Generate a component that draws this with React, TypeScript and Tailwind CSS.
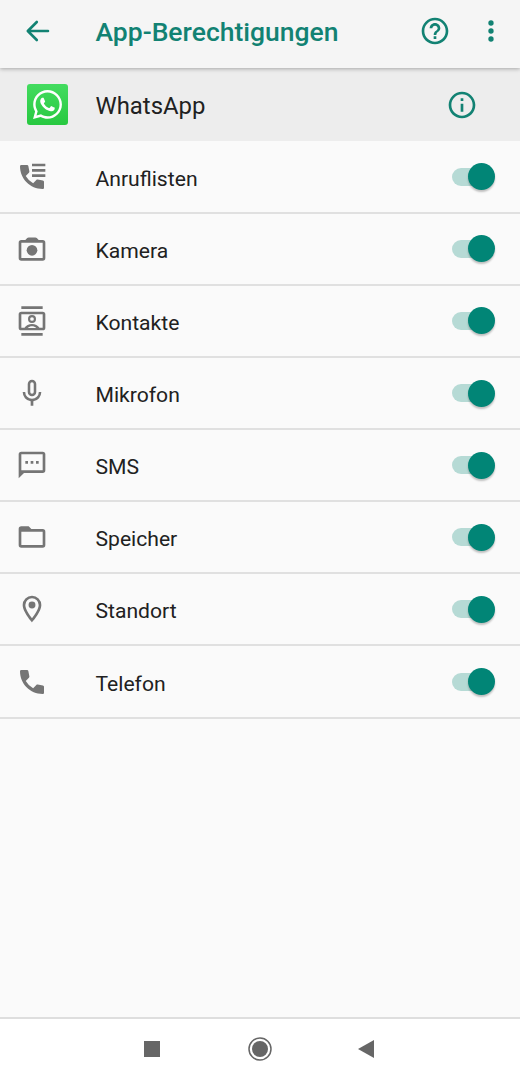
import type { ReactNode } from "react";
import { FaWhatsapp } from "react-icons/fa";
import { MdHelpOutline, MdInfoOutline } from "react-icons/md";

const phone =
  "M7.3 11.2 9.700 8.800c.3-.3.400-.65.320-1.050L9.250 3.800C9.150 3.300 8.800 3 8.300 3H4c-.6 0-1 .45-1 1 0 9.400 7.600 17 17 17 .6 0 1-.45 1-1v-4.300c0-.5-.35-.9-.85-1l-3.850-.75c-.4-.08-.75.020-1.050.32l-2.400 2.400A14.800 14.800 0 0 1 7.300 11.200z";

const icons: Record<string, ReactNode> = {
  Anruflisten: (
    <>
      <path d={phone} />
      <path d="M12 2h10v2H12zM12 6h10v2H12zM12 10h10v2H12z" />
    </>
  ),
  Kamera: (
    <>
      <path fillRule="evenodd" d="M4 5.300h3L8.400 3.800c.3-.4.600-.5 1.100-.5h5c.5 0 .8.100 1.100.5L17 5.300h3a2 2 0 0 1 2 2v11.500a2 2 0 0 1-2 2H4a2 2 0 0 1-2-2V7.300a2 2 0 0 1 2-2zm0 2v11.500h16V7.300z" />
      <circle cx="12" cy="13" r="4" />
    </>
  ),
  Kontakte: (
    <>
      <path d="M4 1h16v2H4zM4 21h16v2H4z" />
      <path fillRule="evenodd" d="M4 5h16a2 2 0 0 1 2 2v10a2 2 0 0 1-2 2H4a2 2 0 0 1-2-2V7a2 2 0 0 1 2-2zm0 2v10h2.400c1-1.800 3.300-2.800 5.600-2.800s4.600 1 5.600 2.800H20V7z" />
      <circle cx="12" cy="10.500" r="2.200" fill="none" stroke="currentColor" strokeWidth="1.600" />
      <path d="M8.800 17.200c.8-.9 2-1.300 3.200-1.300s2.400.4 3.200 1.300z" className="fill-[#fafafa]" />
    </>
  ),
  Mikrofon: (
    <path fillRule="evenodd" d="M12 14.500a3.200 3.200 0 0 0 3.200-3.200v-6a3.200 3.200 0 0 0-6.400 0v6a3.200 3.200 0 0 0 3.200 3.200zm-1.300-9.200a1.300 1.300 0 0 1 2.600 0v6a1.300 1.300 0 0 1-2.600 0zM17.100 11.300a5.100 5.100 0 0 1-10.200 0H5a7 7 0 0 0 6 6.900v3.300h2v-3.300a7 7 0 0 0 6-6.900z" />
  ),
  SMS: (
    <>
      <path fillRule="evenodd" d="M4 2h16a2 2 0 0 1 2 2v12a2 2 0 0 1-2 2H6l-4 4V4a2 2 0 0 1 2-2zm0 2v12h16V4z" />
      <path d="M7 9h2v2H7zM11 9h2v2h-2zM15 9h2v2h-2z" />
    </>
  ),
  Speicher: (
    <path fillRule="evenodd" d="M4 4h5.500l2 2H20a2 2 0 0 1 2 2v10a2 2 0 0 1-2 2H4a2 2 0 0 1-2-2V6a2 2 0 0 1 2-2zm0 4v10h16V8z" />
  ),
  Standort: (
    <>
      <path fillRule="evenodd" d="M12 2a7 7 0 0 0-7 7c0 5.250 7 13 7 13s7-7.750 7-13a7 7 0 0 0-7-7zm0 2A5 5 0 0 0 7 9c0 2.880 2.880 7.190 5 9.880C14.120 16.190 17 11.880 17 9A5 5 0 0 0 12 4z" />
      <circle cx="12" cy="9" r="2.600" />
    </>
  ),
  Telefon: <path d={phone} />,
};

function Toggle() {
  return (
    <span className="flex h-[27px] w-[42px] items-center">
      <span className="h-[18px] w-[30px] shrink-0 rounded-full bg-[#b6dad5]" />
      <span className="-ml-[14.500px] size-[27px] shrink-0 rounded-full bg-[#018576] shadow-[0_2px_2px_rgba(0,0,0,0.24)]" />
    </span>
  );
}

export default function App() {
  return (
    <div className="flex h-[1080px] w-[520px] flex-col overflow-hidden bg-[#fafafa] font-[Roboto,sans-serif] text-[#212121]">
      <header className="z-10 flex h-[68px] shrink-0 items-center bg-[#f5f5f5] pb-[7px] text-[#128273] shadow-[0_1px_4px_rgba(0,0,0,0.3)]">
        <svg className="ml-[22px] size-8" viewBox="0 0 32 32" fill="none" stroke="currentColor" strokeWidth="2.600" strokeLinecap="round" strokeLinejoin="round">
          <path d="M26 16H6M14.800 7 5.800 16l9 9" />
        </svg>
        <h1 className="ml-[41.500px] flex-1 whitespace-nowrap pt-[2px] text-[26.500px] font-medium leading-8">App-Berechtigungen</h1>
        <MdHelpOutline className="mr-6 size-8" />
        <svg className="mr-[13.500px] size-8" viewBox="0 0 24 24" fill="currentColor">
          <circle cx="12" cy="6" r="2" />
          <circle cx="12" cy="12" r="2" />
          <circle cx="12" cy="18" r="2" />
        </svg>
      </header>
      <section className="flex h-[73px] shrink-0 items-center bg-[#ededed]">
        <span className="ml-[27px] flex size-[41px] items-center justify-center rounded-[3px] bg-linear-to-b from-[#43dc5f] to-[#27c840] text-white">
          <FaWhatsapp className="size-[33px]" />
        </span>
        <span className="ml-[27.500px] flex-1 pt-[2px] text-[23.900px] leading-8">WhatsApp</span>
        <MdInfoOutline className="mr-[42.500px] size-8 text-[#128273]" />
      </section>
      <ul className="flex-1 pt-[0.600px]">
        {Object.entries(icons).map(([name, icon]) => (
          <li key={name} className="flex h-[72.130px] items-center border-b-2 border-[#e0e0e0]">
            <svg className="ml-[15.700px] size-8 text-[#757575]" viewBox="0 0 24 24" fill="currentColor">
              {icon}
            </svg>
            <span className="ml-[47.800px] flex-1 pt-[4px] text-[21.130px] leading-7">{name}</span>
            <span className="mr-[26px]">
              <Toggle />
            </span>
          </li>
        ))}
      </ul>
      <nav className="flex h-[63px] shrink-0 items-center border-t-2 border-[#dedede] bg-white pb-[2px] text-[#666666]">
        <span className="ml-36 size-4 bg-[#666666]" />
        <svg className="ml-[88px] size-6" viewBox="0 0 24 24">
          <circle cx="12" cy="12" r="11" fill="none" stroke="currentColor" strokeWidth="1.500" />
          <circle cx="12" cy="12" r="8" fill="currentColor" />
        </svg>
        <svg className="ml-[86px] h-[18px] w-4" viewBox="0 0 16 18" fill="currentColor">
          <path d="M16 0v18L0 9z" />
        </svg>
      </nav>
    </div>
  );
}
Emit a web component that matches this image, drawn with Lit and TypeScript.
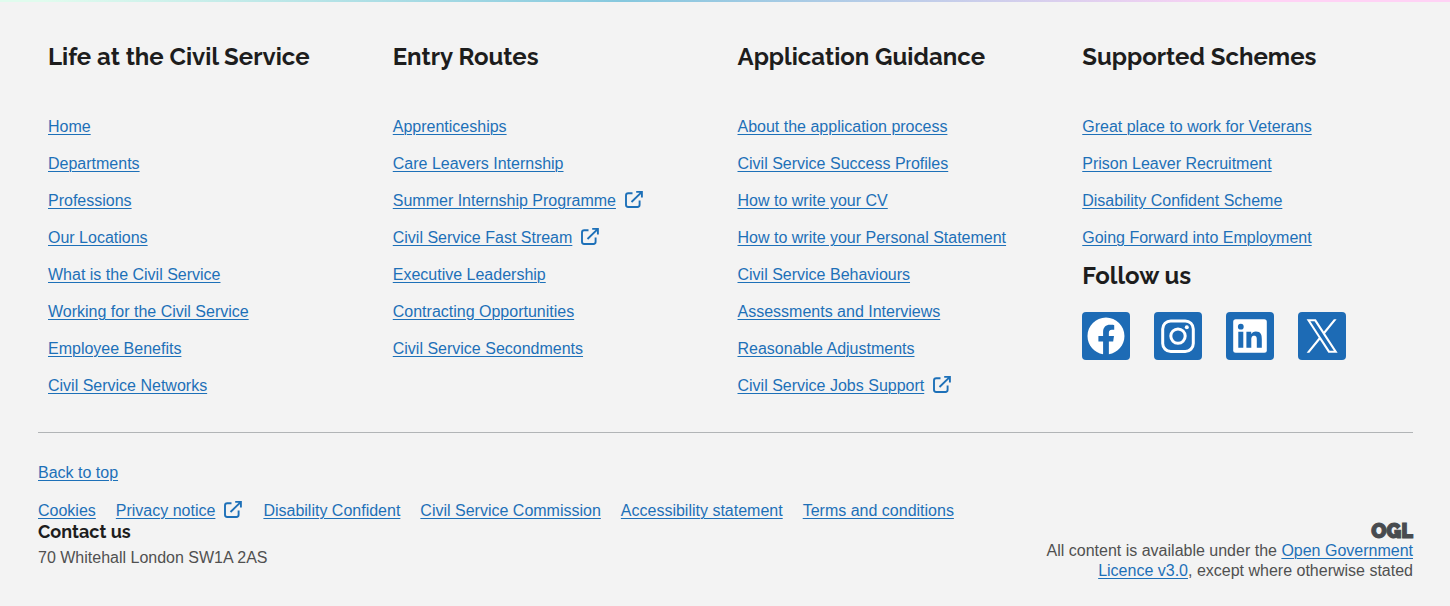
import { LitElement, html, css, svg, nothing } from "lit";
import { customElement } from "lit/decorators.js";

interface FooterLink {
  label: string;
  external?: boolean;
}

interface LinkGroup {
  title: string;
  links: FooterLink[];
}

const groups: LinkGroup[] = [
  {
    title: "Life at the Civil Service",
    links: [
      { label: "Home" },
      { label: "Departments" },
      { label: "Professions" },
      { label: "Our Locations" },
      { label: "What is the Civil Service" },
      { label: "Working for the Civil Service" },
      { label: "Employee Benefits" },
      { label: "Civil Service Networks" },
    ],
  },
  {
    title: "Entry Routes",
    links: [
      { label: "Apprenticeships" },
      { label: "Care Leavers Internship" },
      { label: "Summer Internship Programme", external: true },
      { label: "Civil Service Fast Stream", external: true },
      { label: "Executive Leadership" },
      { label: "Contracting Opportunities" },
      { label: "Civil Service Secondments" },
    ],
  },
  {
    title: "Application Guidance",
    links: [
      { label: "About the application process" },
      { label: "Civil Service Success Profiles" },
      { label: "How to write your CV" },
      { label: "How to write your Personal Statement" },
      { label: "Civil Service Behaviours" },
      { label: "Assessments and Interviews" },
      { label: "Reasonable Adjustments" },
      { label: "Civil Service Jobs Support", external: true },
    ],
  },
  {
    title: "Supported Schemes",
    links: [
      { label: "Great place to work for Veterans" },
      { label: "Prison Leaver Recruitment" },
      { label: "Disability Confident Scheme" },
      { label: "Going Forward into Employment" },
    ],
  },
];

const legalLinks: FooterLink[] = [
  { label: "Cookies" },
  { label: "Privacy notice", external: true },
  { label: "Disability Confident" },
  { label: "Civil Service Commission" },
  { label: "Accessibility statement" },
  { label: "Terms and conditions" },
];

const socials = [
  {
    name: "Facebook",
    art: svg`<g transform="translate(5.5 5.5) scale(1.54)"><path fill="#fff" d="M24 12.073c0-6.627-5.373-12-12-12s-12 5.373-12 12c0 5.99 4.388 10.954 10.125 11.854v-8.385H7.078v-3.47h3.047V9.43c0-3.007 1.792-4.669 4.533-4.669 1.312 0 2.686.235 2.686.235v2.953H15.83c-1.491 0-1.956.925-1.956 1.874v2.25h3.328l-.532 3.47h-2.796v8.385C19.612 23.027 24 18.062 24 12.073z"/></g>`,
  },
  {
    name: "Instagram",
    art: svg`<g fill="none" stroke="#fff" stroke-width="3"><rect x="8.7" y="8.9" width="30.6" height="30.6" rx="8"/><circle cx="24" cy="24.1" r="7.2"/></g><circle cx="32.8" cy="15.3" r="2" fill="#fff"/>`,
  },
  {
    name: "LinkedIn",
    art: svg`<rect x="7.2" y="7.2" width="33.6" height="33.6" rx="2.5" fill="#fff"/><g fill="#1d6bb5"><circle cx="14.8" cy="14.7" r="2.9"/><path d="M12.3 19.8h5v15.9h-5zM20.4 19.8h4.8V22c.7-1.3 2.3-2.6 4.7-2.6 5 0 5.9 3.3 5.9 7.6v8.7h-5V28c0-1.8 0-4.2-2.6-4.2s-2.9 2-2.9 4.1v7.8h-4.9z"/></g>`,
  },
  {
    name: "X",
    art: svg`<g transform="translate(7.2 5.6) scale(1.41 1.53)"><path fill="#fff" d="M14.095479 10.316482L22.286354 1h-1.940718l-7.115352 8.087682L7.551414 1H1l8.589488 12.231093L1 23h1.940717l7.509372-8.542861L16.448587 23H23L14.095479 10.316482zM11.436522 13.338465l-.871624-1.218704-6.924311-9.68815h2.981339l5.58978 7.82155.867949 1.218704 7.26506 10.166271h-2.981339L11.436522 13.338465z"/></g>`,
  },
];

const externalIcon = html`<svg class="external" viewBox="0 0 19 20" aria-hidden="true">
  <path
    d="M7.5 2.2H3.2Q1 2.2 1 4.4V13.8Q1 16 3.2 16H12.4Q14.6 16 14.6 13.8V9.4M11.2 .9H16.9V6.6M16.9 .9L6.5 11"
    fill="none"
    stroke="#1d70b8"
    stroke-width="1.9"
  />
</svg>`;

const renderLink = (link: FooterLink) =>
  html`<a href="#">${link.label}</a>${link.external ? externalIcon : nothing}`;

@customElement("app-root")
export class AppRoot extends LitElement {
  static styles = css`
    :host {
      display: block;
      min-height: 100vh;
      background: #f3f3f3;
      color: #505050;
      font: 16px/20px "Liberation Sans", Arial, sans-serif;
    }
    .ribbon {
      height: 2px;
      background: linear-gradient(90deg, #e0fcee 3%, #86c8de 43%, #ffd2f5 86%);
    }
    .footer {
      padding: 40px 37px 26px 38px;
    }
    .groups {
      display: grid;
      grid-template-columns: repeat(4, minmax(0, 1fr));
      gap: 24px;
      padding: 0 10px 36px;
    }
    h2,
    h3 {
      margin: 0;
      color: #1d1d1d;
      font-family: Raleway, Lato, sans-serif;
      font-weight: 700;
    }
    h2 {
      font-size: 24px;
      line-height: 30px;
    }
    h3 {
      font-size: 18px;
      line-height: 22px;
    }
    ul {
      margin: 0;
      padding: 0;
      list-style: none;
    }
    .links {
      display: grid;
      gap: 17px;
      padding-top: 45px;
    }
    .follow {
      padding-top: 13px;
    }
    li {
      display: flex;
      align-items: flex-start;
    }
    a {
      color: #1d70b8;
      text-decoration: underline;
      text-decoration-thickness: 1px;
      text-underline-offset: 2px;
    }
    .external {
      flex: none;
      width: 19px;
      height: 20px;
      margin-left: 9px;
    }
    .socials {
      display: flex;
      gap: 24px;
      padding-top: 21px;
    }
    .social {
      display: block;
      width: 48px;
      height: 48px;
      border-radius: 4px;
      background: #1d6bb5;
    }
    .social svg {
      display: block;
    }
    .base {
      border-top: 1px solid #b1b4b6;
      padding-top: 30px;
    }
    .legal {
      display: flex;
      flex-wrap: wrap;
      column-gap: 20px;
      padding-top: 18px;
    }
    .bottom {
      display: flex;
      justify-content: space-between;
      align-items: flex-start;
    }
    p {
      margin: 0;
    }
    .contact p {
      padding-top: 5px;
    }
    .licence {
      width: 30%;
      text-align: right;
    }
    .ogl {
      color: #484b4f;
      font: 900 20px/20px Raleway, Lato, sans-serif;
      -webkit-text-stroke: 1px #484b4f;
    }
  `;

  render() {
    return html`
      <div class="ribbon"></div>
      <footer class="footer">
        <nav class="groups" aria-label="Footer">
          ${groups.map(
            (group, index) => html`<section>
              <h2>${group.title}</h2>
              <ul class="links">
                ${group.links.map((link) => html`<li>${renderLink(link)}</li>`)}
              </ul>
              ${index === groups.length - 1 ? this.renderFollow() : nothing}
            </section>`
          )}
        </nav>
        <div class="base">
          <a href="#">Back to top</a>
          <ul class="legal">
            ${legalLinks.map((link) => html`<li>${renderLink(link)}</li>`)}
          </ul>
          <div class="bottom">
            <div class="contact">
              <h3>Contact us</h3>
              <p>70 Whitehall London SW1A 2AS</p>
            </div>
            <div class="licence">
              <div class="ogl">OGL</div>
              <p>
                All content is available under the
                <a href="#">Open Government Licence v3.0</a>, except where otherwise stated
              </p>
            </div>
          </div>
        </div>
      </footer>
    `;
  }

  private renderFollow() {
    return html`<div class="follow">
      <h2>Follow us</h2>
      <div class="socials">
        ${socials.map(
          (item) => html`<a class="social" href="#" aria-label=${item.name}>
            <svg width="48" height="48" viewBox="0 0 48 48" aria-hidden="true">${item.art}</svg>
          </a>`
        )}
      </div>
    </div>`;
  }
}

################

EXERCISE REQUIREMENTS:
Report only how many lines in the listing contain the string "that".

ANSWER:
2